Most people don't know that New Jersey is a lovely place, in many ways --they drive past the oil refineries on their way from the airport, and they think they've seen the state. Or they watch "The Sopranos" and think they've met its citizens. This is like saying you know Manhattan because you've been to the Port Authority, or that you know Florida because once you went to Disney World.

The oil refineries are real. But so are the beautiful 18th-century houses throughout the western part of the state, hundreds of them, their old wooden doors opening right onto the road. So are the horse farms in Colts Neck, and the apple orchards there. So is the Atlantic Highlands, with a twin lighthouse keeping watch over the sea. So is Cape May, with its Victorian "painted ladies," each house more gaily painted than the last. And the beautiful Delaware Water Gap, on the border with Pennsylvania, and the old canals leading to it.

And, today, so is one more thing: today New Jersey will become the first state in the union to repeal its death penalty. Capital punishment never became the popular indoor sport here it has become in some states -- we have not used it since it was reinstated in the state in 1982 -- but we do have 13 people on death row, some of whom have exhausted their appeals. When Governor Corzine signs the repeal today, their sentences will be changed to life in prison without the possibility of parole.

The ongoing presence of capital punishment in the United States is a national disgrace. Other developed countries eliminated it long ago, and simply cannot understand why we have not. We share the dubious distinction of having retained the death penalty with some countries over who we usually trumpet our moral superiority: Cuba, Libya, Uzbekistan,Uganda, North Korea, Iran. Study after study has shown that it does not deter crime in the least or reduce the murder rate in the slightest. And yet almost every American politician since the 1970s has known that s/he'd better affirm it if s/he wanted to be elected.

And that is changing. Some sanity, and a measure of political courage, are returning to our public discourse on this issue. Other states are contemplating following New Jersey's lead: repeals are making their way through the legislatures in Maryland, Montana, Nebraska, New Mexico. Thanks be to God.
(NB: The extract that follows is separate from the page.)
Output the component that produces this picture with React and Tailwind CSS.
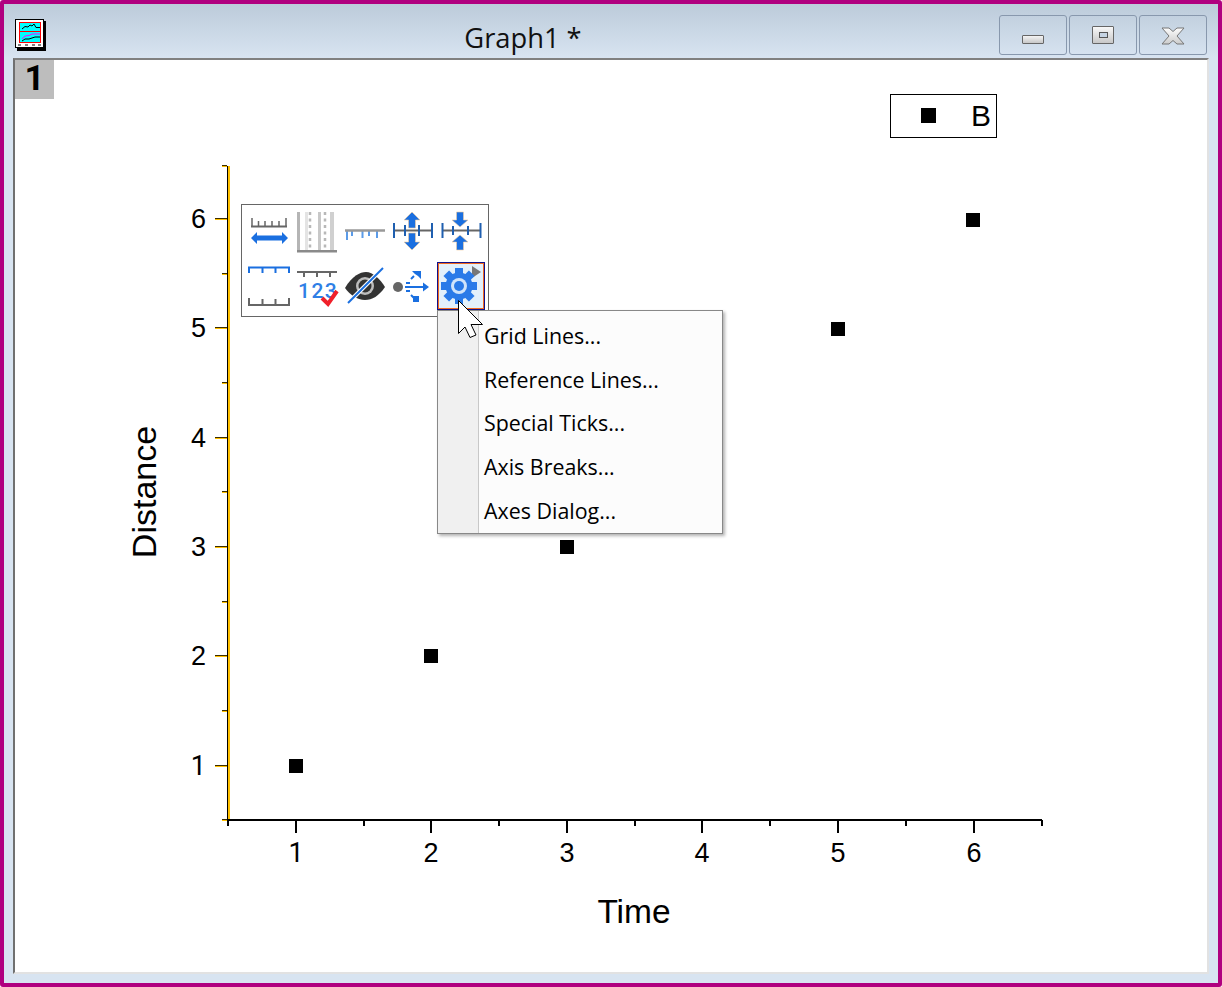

Everyone knows what it is to have a thirst for vengeance. We all thirst for it when we hear of an especially heinous crime, and sometimes we surprise ourselves by our graphic imaginings of what we'd like done to the perpetrator. An eye for an eye, we tell each other firmly, as if it were commanded in the Bible. It is mentioned there, of course: but its bloodthirsty balance is specifically rejected by Jesus. My thirst for vengeance may be real, but nobody could say that it represents me at my moral best: it is among my baser instincts. It has no business being enshrined in law.

New Jersey's nickname is "The Garden State." People who haven't seen our gardens snicker at that, but we know better. God first set humankind in a garden, the story goes, a place in which there was no death. We don't live there any more, but the whole of the moral and spiritual life is an attempt to restore what we break when we turn away from goodness. Today we have turned back in its direction.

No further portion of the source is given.